Sys_CARE

Systems medicine investigation of alternative splicing in Cardiac and Renal Diseases

Alternative splicing (AS) is a biological mechanism by which different transcripts (RNA copies of a DNA segment) and ultimately different proteins can be formed from the same DNA sequence (gene). AS is known to be causally involved in several diseases. Aberrations of AS can influence the cellular machinery on multiple molecular scales, albeit the impact of each individual event is likely to be subtle. A systematic analysis of the association between alterations in AS and particular diseases is still lacking.
To tackle this, Sys_CARE brings together expertise from biomedical research and clinical practise (University Medicine Greifswald) as well as computational biology (Technical University of Munich and Helmholtz Institute for Pharmaceutical Research Saarland) to establish the first systems medicine view on AS.
Sys_CARE will analyze a large set of multi-Omics data in the context of molecular interaction networks. As a first step, transcripts will be identified that are significantly more abundant in patients affected by two major human diseases, dilated cardiomyopathy (DCM) and hypertensive nephrosclerosis (HN). Alternatively spliced isoforms will be characterized with a focus on their potential to form protein complexes. Based on this, we will predict changes in protein-protein interaction networks affecting disease development. De novo network enrichment methods will allow us to integrate gene expression data with these networks to study how AS affects cellular mechanisms and regulatory programs.
In parallel, we will investigate AS events in time-course studies using mouse and zebrafish models of DCM and HN, respectively. This will allow us to directly compare insights across organisms and to validate our findings with temporal resolution of disease development, in order to test if and how AS is causally involved.

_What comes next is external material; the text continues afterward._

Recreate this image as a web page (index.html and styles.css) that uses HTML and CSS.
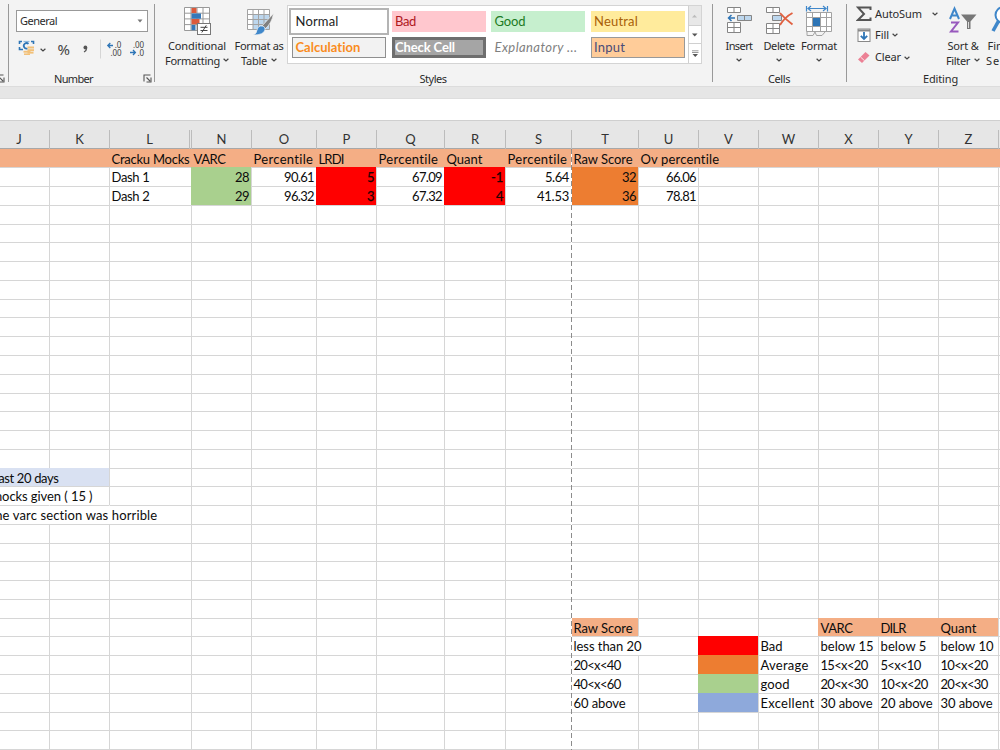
FILE: index.html
```html
<!DOCTYPE html>
<html lang="en">
<head>
<meta charset="utf-8">
<title>Mock scores</title>
<link rel="stylesheet" href="styles.css">
</head>
<body>
<svg width="0" height="0" class="defs"><defs>
<symbol id="chev" viewBox="0 0 6 4"><path d="M.6 .7L3 2.9L5.4 .7" fill="none" stroke="#444" stroke-width="1.2"/></symbol>
<symbol id="launch" viewBox="0 0 9 9"><path d="M1 7.5V1H7.5M3.5 3.5L7 7M8 3.5V8H3.5" fill="none" stroke="#555" stroke-width="1.1"/></symbol>
</defs></svg>
<header class="ribbon">
  <section class="group g-edge"><svg class="launch"><use href="#launch"/></svg></section>
  <section class="group g-number">
    <div class="combo"><span data-w="37">General</span><svg width="6" height="4"><path d="M.5 .5H5.500L3 3.500Z" fill="#777"/></svg></div>
    <div class="numrow">
      <svg width="140" height="24" viewBox="0 0 140 24">
        <path d="M3.500 7V4.500H6M15 4.500H17.500V7M3.500 10V12.500H7" fill="none" stroke="#2e75b6" stroke-width="1.600"/>
        <path d="M7.500 4.500H13.500" stroke="#8db8de" stroke-width="1.200"/>
        <path d="M12.500 6.800A2.800 2.800 0 1 0 11.500 11.500" fill="none" stroke="#2e75b6" stroke-width="1.800"/>
        <g fill="#f2c078"><rect x="11.500" y="9.500" width="6.500" height="2"/><rect x="11.500" y="12.200" width="6.500" height="2"/><rect x="11.500" y="14.800" width="6" height="1.800"/><rect x="7.500" y="13.800" width="7" height="1.900"/><rect x="8" y="16.400" width="6" height="1.600"/></g>
        <use href="#chev" x="24" y="11" width="6" height="4"/>
        <path d="M84.500 2.500V21.500" stroke="#d5d5d5"/>
        <text x="41.500" y="17.500" class="pct">%</text>
        <circle cx="69.400" cy="10.500" r="1.900" fill="#555"/><path d="M70.700 11Q70.700 13.500 68 15" fill="none" stroke="#555" stroke-width="1.200"/>
        <g class="dec"><text x="98.800" y="11" textLength="6.500">.0</text><text x="94.500" y="19" textLength="11">.00</text><text x="117" y="11" textLength="11">.00</text><text x="121.500" y="19" textLength="6.500">.0</text></g>
        <g fill="none" stroke="#2e75b6" stroke-width="1.300"><path d="M97 8.500H91.800M94.300 6L91.800 8.500L94.300 11"/><path d="M114 15.500H119.400M117 13L119.400 15.500L117 18"/></g>
      </svg>
    </div>
    <div class="caption"><span data-w="39">Number</span></div><svg class="launch"><use href="#launch"/></svg>
  </section>
  <section class="group g-styles">
    <div class="body">
      <div class="big cond">
        <svg width="30" height="31" viewBox="0 0 30 31"><rect x="2.5" y="2.5" width="25" height="23" fill="#fff"/><path d="M2.5 2.5H27.5V25.5H2.5ZM2.5 8.2H27.5M2.5 13.9H27.5M2.5 19.6H27.5M9 2.5V25.5M15 2.5V25.5M21 2.5V25.5" fill="none" stroke="#999"/><rect x="9.5" y="3" width="5" height="5" fill="#dc5a3c"/><rect x="9.5" y="8.5" width="9.5" height="5.2" fill="#3578b9"/><rect x="9.5" y="14" width="8" height="5.2" fill="#dc5a3c"/><rect x="9.5" y="20" width="4" height="5.2" fill="#3578b9"/><rect x="15.5" y="18.5" width="13" height="11" fill="#fff" stroke="#777"/><path d="M18.5 22.3H25.5M18.5 25.5H25.5M24.3 20.3L19.8 27.5" stroke="#444" fill="none"/></svg>
        <span data-w="58">Conditional</span><div><span data-w="55">Formatting</span><svg class="chev"><use href="#chev"/></svg></div>
      </div>
      <div class="big fmt">
        <svg width="30" height="31" viewBox="0 0 30 31"><rect x="3.500" y="4.500" width="22" height="20" fill="#fff"/><path d="M9 9.500H25.500V24.500H9Z" fill="#bdd7ee"/><path d="M3.500 4.500H25.500V24.500H3.500ZM3.500 9.500H25.500M3.500 14.500H25.500M3.500 19.500H25.500M9 4.500V24.500M14.500 4.500V24.500M20 4.500V24.500" fill="none" stroke="#a2a2a2"/><path d="M29.500 8.500L18 21L21 24Q28 18 29.500 8.500Z" fill="#808080" stroke="#f3f3f3" stroke-width=".7"/><path d="M16.500 21Q21.500 20.500 21 25Q19.500 30 9.500 30Q13 28 13 25Q13.500 21.500 16.500 21Z" fill="#3f87ca" stroke="#f3f3f3" stroke-width=".7"/></svg>
        <span data-w="49">Format as</span><div><span data-w="26">Table</span><svg class="chev"><use href="#chev"/></svg></div>
      </div>
      <div class="gallery">
        <div class="swatches">
          <div class="sw normal"><span data-w="43">Normal</span></div><div class="sw bad"><span data-w="21">Bad</span></div><div class="sw good"><span data-w="31">Good</span></div><div class="sw neutral"><span data-w="44">Neutral</span></div>
          <div class="sw calc"><span data-w="65">Calculation</span></div><div class="sw check"><span data-w="60">Check Cell</span></div><div class="sw expl"><span data-w="83">Explanatory ...</span></div><div class="sw input"><span data-w="31">Input</span></div>
        </div>
        <div class="scroll"><i class="off"><svg width="6" height="4"><path d="M0 3.500H5L2.500 .8Z" fill="#bbb"/></svg></i><i><svg width="6" height="4"><path d="M0 .5H5.500L2.750 3.500Z" fill="#555"/></svg></i><i><svg width="7" height="8"><path d="M0 .8H6.500M0 2.500H6.500" stroke="#999"/><path d="M.5 4H6L3.250 7Z" fill="#555"/></svg></i></div>
      </div>
    </div>
    <div class="caption"><span data-w="27">Styles</span></div>
  </section>
  <section class="group g-cells">
    <div class="body">
      <div class="big"><svg width="30" height="31" viewBox="0 0 30 31"><g fill="#fff" stroke="#858585"><path d="M3.500 2.500H16.500V7.500H3.500ZM10 2.500V7.500"/><path d="M3.500 17.500H16.500V27.500H3.500ZM3.500 22.500H16.500M10 17.500V27.500"/><path d="M13.500 10.500H27.500V15.500H13.500ZM20.500 10.500V15.500" fill="#bdd7ee"/></g><path d="M11 13H4.500M7.500 10L4.500 13L7.500 16" fill="none" stroke="#2e75b6" stroke-width="1.500"/></svg><span data-w="27">Insert</span><div><svg class="chev"><use href="#chev"/></svg></div></div>
      <div class="big"><svg width="30" height="31" viewBox="0 0 30 31"><g fill="#fff" stroke="#858585"><path d="M2.500 2.500H15.500V7.500H2.500ZM9 2.500V7.500"/><path d="M2.500 18.500H15.500V28.500H2.500ZM2.500 23.500H15.500M9 18.500V28.500"/><path d="M8.500 10.500H17.500V15.500H8.500Z" fill="#bdd7ee"/></g><path d="M16 8Q21 14 28.500 19.500M28.500 8Q21 12 16 20" fill="none" stroke="#e06040" stroke-width="1.900"/></svg><span data-w="31">Delete</span><div><svg class="chev"><use href="#chev"/></svg></div></div>
      <div class="big"><svg width="30" height="31" viewBox="0 0 30 31"><path d="M2.500 7.500H27.500V26.500H2.500Z" fill="#fff"/><path d="M2.500 7.500H27.500V26.500H2.500ZM2.500 12.500H27.500M2.500 21.500H27.500M8.500 7.500V26.500M16.500 7.500V26.500M22.500 7.500V26.500M3 26.500V30.500H9L11 27L12.500 30.500H18L21 27" fill="none" stroke="#a2a2a2"/><rect x="9" y="13" width="7" height="8" fill="#2e75b6"/><path d="M2.500 1V6.500M23.500 1V6.500M4 3.500H22M7 1L4 3.500L7 6M19 1L22 3.500L19 6" fill="none" stroke="#3f87ca" stroke-width="1.200"/></svg><span data-w="36">Format</span><div><svg class="chev"><use href="#chev"/></svg></div></div>
    </div>
    <div class="caption"><span data-w="22">Cells</span></div>
  </section>
  <section class="group g-edit">
    <div class="body">
      <div class="tools">
        <div><svg width="16" height="16"><path d="M14.500 4V1.500H2L8 8L2 14H14.500V11.500" fill="none" stroke="#555" stroke-width="2"/></svg><span data-w="47">AutoSum</span><svg class="chev far"><use href="#chev"/></svg></div>
        <div><svg width="16" height="16"><rect x="2" y="2" width="12" height="12.500" fill="#fff" stroke="#888"/><path d="M2 3.500H14" stroke="#888" stroke-width="2"/><path d="M8 5V12M4.800 8.800L8 12L11.200 8.800" fill="none" stroke="#2e75b6" stroke-width="1.800"/></svg><span data-w="14">Fill</span><svg class="chev"><use href="#chev"/></svg></div>
        <div><svg width="16" height="16"><path d="M2 9.500L9.500 2L13.500 5.500L6 13Z" fill="#ec8195"/><path d="M4.500 7L8.500 10.700" stroke="#fff" stroke-width=".8"/></svg><span data-w="26">Clear</span><svg class="chev"><use href="#chev"/></svg></div>
      </div>
      <div class="big sort"><svg width="30" height="31" viewBox="0 0 30 31"><g fill="none" stroke-width="2"><path d="M2 14L6.500 3.500L11 14M3.500 10.500H9.500" stroke="#3f87ca"/><path d="M3 17.500H10L3 26.500H10.500" stroke="#9859bd"/></g><path d="M13 9.500H28.500L22.500 16.500V24H19V16.500Z" fill="#777"/><path d="M20.500 17V23" stroke="#ddd"/></svg><span data-w="31">Sort &amp;</span><div><span data-w="24">Filter</span><svg class="chev"><use href="#chev"/></svg></div></div>
      <div class="big find"><svg width="30" height="31" viewBox="0 0 30 31"><circle cx="14.500" cy="10" r="8" fill="#fff" stroke="#3f87ca" stroke-width="2"/><path d="M9.500 16L4 26" stroke="#3f87ca" stroke-width="3.500"/></svg><span data-w="33">Find &amp;</span><div><span data-w="36">Select</span></div></div>
    </div>
    <div class="caption"><span data-w="35">Editing</span></div>
  </section>
</header>
<div class="gap"></div>
<div class="formula"></div>
<main class="sheet" id="sheet"></main>
<script src="sheet.js"></script>
</body>
</html>
```
FILE: styles.css
```css
*{box-sizing:border-box}
body{margin:0;width:1000px;height:750px;overflow:hidden;background:#fff;font-family:"Noto Sans","Open Sans",sans-serif;font-size:11px;color:#2b2b2b}
svg{display:block;flex:none}
.defs{position:absolute}
span{white-space:nowrap}
[data-w]{display:inline-block}
.ribbon{display:flex;height:87px;background:#f3f3f3;border-bottom:1px solid #dcdcdc;overflow:hidden}
.group{position:relative;flex:none;height:82px;padding-top:5px}
.group::after{content:"";position:absolute;right:0;top:4px;width:1px;height:78px;background:#999}
.g-edge{width:9px}
.g-edge .launch{right:4px}
.g-number{width:146px}
.g-styles{width:558px}
.g-cells{width:134px}
.g-edit{width:187px}
.g-edit::after{display:none}
.launch{position:absolute;right:3px;top:74px;width:9px;height:9px}
.body{display:flex;height:66px}
.caption{height:16px;line-height:16px;text-align:center}
.g-number .caption{padding-right:17px}
.g-styles .caption,.g-cells .caption{padding-right:2px}
.g-edit .caption{width:187px}
.combo{display:flex;align-items:center;justify-content:space-between;width:132px;height:22px;margin:5px 0 0 7px;padding:0 4px 1px 3px;border:1px solid #999;background:#fff}
.numrow{height:39px;padding:5px 0 0 7px}
.pct{font:15px "Noto Sans",sans-serif;fill:#444}
.dec{font:8px "Noto Sans",sans-serif;fill:#444}
.big{display:flex;flex-direction:column;align-items:center;width:40px;line-height:15px}
.big>svg{margin-bottom:2px}
.big>div{display:flex;align-items:center;gap:4px;height:14px}
.chev{width:6px;height:4px}
.cond{width:68px;margin-left:8px}
.cond>div{gap:3px}
.fmt{width:56px}
.g-cells .body{padding-left:6px}
.gallery{display:flex;width:415px;height:59px;border:1px solid #d4d4d4;background:#fff}
.swatches{display:grid;grid-template-columns:repeat(4,94px);grid-auto-rows:21px;gap:5px 5.5px;padding:5px 0 0 4px;width:400px}
.sw{display:flex;align-items:center;padding:0 3.500px 1px;font:13px/18px Lato,sans-serif}
.normal{color:#222;outline:2px solid #b4b4b4;outline-offset:1px}
.bad{background:#ffc7ce;color:#b0181e}
.good{background:#c6efce;color:#1c7a24}
.neutral{background:#ffeb9c;color:#a86008}
.calc{background:#f2f2f2;border:1px solid #8f8f8f;color:#fa8c1e;font-weight:700;padding:0 2.500px 1px}
.check{background:#a5a5a5;border:3px solid #6e6e6e;color:#fff;font-weight:700;padding:0 .5px 1px}
.expl{color:#7f7f7f;font-style:italic}
.input{background:#ffcc99;border:1px solid #999;color:#4b4b78;padding:0 2.500px 1px}
.scroll{display:grid;grid-template-rows:20px 18px 19px;width:13px;border-left:1px solid #d0d0d0}
.scroll i{display:flex;align-items:center;justify-content:center;border-bottom:1px solid #d0d0d0}
.scroll i:last-child{border-bottom:0}
.scroll .off{background:#e8e8e8}
.tools{display:flex;flex-direction:column;width:93px;padding-left:9px;height:66px}
.tools>div{display:flex;align-items:center;height:21.500px;gap:3px}
.tools span{margin-top:-2px}
.tools .far{margin-left:7px}
.tools>div:first-child{height:18px}
.tools>div:nth-child(2){height:24px}
.sort{width:46px}
.find{width:34px;margin-left:1px}
.gap{height:11px;background:#e6e6e6}
.formula{height:23px;background:#fff;border-bottom:1px solid #cfcfcf;border-top:1px solid #dedede}
.sheet{overflow:hidden;font:13px/19px Lato,sans-serif;color:#0c0c0c}
.heads{display:grid;height:28px;padding-top:9px;background:#e6e6e6;border-bottom:1px solid #a8a8a8}
.heads div{display:flex;align-items:center;justify-content:center;border-left:1px solid #bcbcbc;color:#333}
.heads div:first-child{border-left:0;padding-right:11px}
.heads .hid{border-right:1px solid #bcbcbc;margin-right:1px}
.rows{display:grid}
.cell{min-width:0;border-left:1px solid #d6d6d6;border-top:1px solid #d6d6d6;padding:0 2px 0 1.500px;white-space:nowrap;line-height:19px}
.cell span{position:relative;z-index:1}
.num{text-align:right}
.head,.red,.orange,.green,.blue,.pale{border-color:transparent}
.head{background:#f4ae85}
.red{background:#f00}
.red span{color:#200000;-webkit-text-stroke:.25px #200000}
.orange{background:#ed7d31}
.green{background:#a9d08e}
.blue{background:#8ea9db}
.pale{background:#d9e1f2}
.open,.col-t{border-left-color:transparent}
.col-j{border-left:0}
.page-break{width:1px;background:repeating-linear-gradient(#8c8c8c 0 5px,#fff 5px 8px)}
```
FILE: sheet.js
```js
const edges = [0, 49, 109, 191, 251, 316, 376, 444, 505, 571, 638, 698, 758, 818, 878, 938, 998, 1058];
const letters = ["J", "K", "L", "N", "O", "P", "Q", "R", "S", "T", "U", "V", "W", "X", "Y", "Z", ""];
const columns = edges.slice(1).map((x, i) => (x - edges[i]) + "px").join(" ");
const top0 = 149;
const lineAt = k => k === 0 ? top0 : Math.round(148.6 + 18.765 * k);

// "column row": [text, text width, classes, text offset]
const cells = {
  "L0": ["Cracku Mocks", 78], "N0": ["VARC", 32], "O0": ["Percentile", 60], "P0": ["LRDI", 25],
  "Q0": ["Percentile", 60], "R0": ["Quant", 36], "S0": ["Percentile", 60], "T0": ["Raw Score", 59],
  "U0": ["Ov percentile", 79],
  "L1": ["Dash 1", 38], "N1": ["28", 14, "num green"], "O1": ["90.61", 30, "num"], "P1": ["5", 7, "num red"],
  "Q1": ["67.09", 30, "num"], "R1": ["-1", 12, "num red"], "S1": ["5.64", 24, "num"],
  "T1": ["32", 14, "num orange"], "U1": ["66.06", 30, "num"],
  "L2": ["Dash 2", 38], "N2": ["29", 14, "num green"], "O2": ["96.32", 30, "num"], "P2": ["3", 7, "num red"],
  "Q2": ["67.32", 30, "num"], "R2": ["4", 7, "num red"], "S2": ["41.53", 32, "num"],
  "T2": ["36", 14, "num orange"], "U2": ["78.81", 30, "num"],
  "J17": ["last 20 days", 63, "pale", -6], "K17": ["", 0, "pale"],
  "J18": ["mocks given ( 15 )", 101, "", -10], "K18": ["", 0, "open"],
  "J19": ["The varc section was horrible", 170, "", -14], "K19": ["", 0, "open"], "L19": ["", 0, "open"],
  "T25": ["Raw Score", 59, "head"], "X25": ["VARC", 32, "head"], "Y25": ["DILR", 25, "head"], "Z25": ["Quant", 36, "head"],
  "T26": ["less than 20", 68], "U26": ["", 0, "open"], "V26": ["", 0, "red"], "W26": ["Bad", 22],
  "X26": ["below 15", 53], "Y26": ["below 5", 46], "Z26": ["below 10", 53],
  "T27": ["20<x<40", 47], "V27": ["", 0, "orange"], "W27": ["Average", 48],
  "X27": ["15<x<20", 47], "Y27": ["5<x<10", 40], "Z27": ["10<x<20", 47],
  "T28": ["40<x<60", 47], "V28": ["", 0, "green"], "W28": ["good", 29],
  "X28": ["20<x<30", 47], "Y28": ["10<x<20", 47], "Z28": ["20<x<30", 47],
  "T29": ["60 above", 52], "V29": ["", 0, "blue"], "W29": ["Excellent", 54],
  "X29": ["30 above", 52], "Y29": ["20 above", 52], "Z29": ["30 above", 52]
};

const sheet = document.getElementById("sheet");
const heads = document.createElement("div");
heads.className = "heads";
heads.style.gridTemplateColumns = columns;
letters.forEach(l => {
  const d = document.createElement("div");
  d.textContent = l;
  if (l === "L") d.className = "hid";
  heads.append(d);
});
const rows = document.createElement("div");
rows.className = "rows";
rows.style.gridTemplateColumns = columns;
rows.style.gridTemplateRows = Array.from({ length: 33 }, (_, k) => (lineAt(k + 1) - lineAt(k)) + "px").join(" ");
for (let r = 0; r < 33; r++) {
  letters.forEach((l, i) => {
    const [text, width, cls, offset] = cells[l + r] || ["", 0, ""];
    const c = document.createElement("div");
    c.className = "cell col-" + l.toLowerCase() + " " + (cls || "") + (r === 0 ? " head" : "");
    c.style.gridArea = (r + 1) + " / " + (i + 1);
    if (text) {
      const s = document.createElement("span");
      s.textContent = text;
      s.dataset.w = width;
      if (offset) s.style.marginLeft = offset + "px";
      c.append(s);
    }
    rows.append(c);
  });
}
const pageBreak = document.createElement("div");
pageBreak.className = "page-break";
pageBreak.style.gridArea = "1 / " + (letters.indexOf("T") + 1) + " / -1";
rows.append(pageBreak);
sheet.append(heads, rows);

// Tune tracking so every label takes its intended width.
document.querySelectorAll("[data-w]").forEach(s => {
  const natural = s.getBoundingClientRect().width;
  s.style.letterSpacing = ((s.dataset.w - natural) / s.textContent.length) + "px";
});
```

Project organization in Sys_CARE: interactions of four different subprojects focused on the identification of alternative splicing associated network modules.

Finally, the results obtained in silico will be verified in vitro and in vivo. Experimental results will be used to iteratively refine our network analysis methodology. We expect that the insights we gain in Sys_CARE regarding the role of AS in DCM and HN will have translational potential for the advancement of precision medicine, as AS can be influenced therapeutically, e.g. via antisense oligonucleotides.

The Sys_CARE project aims at understanding disease-associated alternative splicing events on a mechanistic level. DCM and HN cohorts are compared to a population-based cohort (SHIP) to identify common as well as unique alternative splicing events. Additionally, animal models will be investigated temporally to gain insights into disease progression.